MAY DAY IN GOVAN... The Whysman Festival headed to George's old stomping ground for an event organised by artists Matt Baker and Tara Beall of Nothing About Us Without Us Is For Us, working in tandem with The Glasgow International Festival of Visual Art (GI). 

George was born in Shettleston, but raised in Craigton, Govan, and spent his formative years in the shadow of the shipyards, so he has a very strong connection to the area.

The night was MC'd by Liz Gardiner of Fablevision, a social media enterprise before the phrase social media had even been coined. Liz has know George since she was a girl as her dad played in George's band and as she revealed on the night, she has worked with him on many a George-ish project...

'Some Questions' would have delighted him in so many ways... the plan was to show three films; Murray & Barbara Grigor's 1990 film The Why?s Man, Cinema Action's 1971 film on the Upper Clyde Shipbuilders Work-In & The Govan Raid, a film of a publish art event by Matt Baker in 2011.

There was also an illustrated talk by historian Tim Clarkson, author of Men of the North, about Govan's long-lost Doomster Hill.

It was great to see The Whys? Man film on a big(ish) screen. You take in so much more. Everyone nodded in agreement when Liz said afterwards that the part which always affects her, is the scene where cranes topple to a soundtrack of elegiac music alongside the voice of the late Rev Norman Orr, chaplain for the shipyards of Glasgow and the man who blessed George's Paper Boat in 1990.

Tim Clarkson's talk, all about Govan as the ancient seat of the Kings of Strathclyde and the part in which Doomster Hill - a strange cake-like grassy mound - played in their rise and fall.

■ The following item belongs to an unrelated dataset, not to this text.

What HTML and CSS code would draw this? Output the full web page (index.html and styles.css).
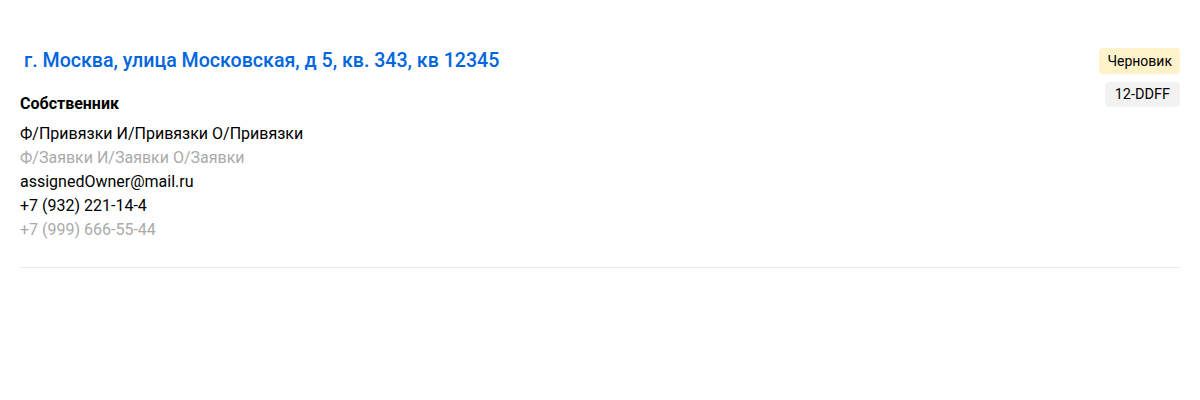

Matt Baker described it this way in the Nothing About Us Without Us blog: 
"There we were, about 30 of us, innocently watching Murray and Barbara Grigor's film about George Wyllie (The Why?s man)...then listening to Tim Clarkson's evocation of Govan's Doomster Hill - then Wham! before we knew it we were all pitched into an impassioned collective cry for Govan's history to be recognised in the future. There we were - resolving to make representation to the powers that be....even a communitbuy-out of Water Row was discussed.This revolutionary zeal was then further inflamed by Cinema Action's 1971 film about the Upper Clyde Shipbuilder's 'work-in'  UCS1"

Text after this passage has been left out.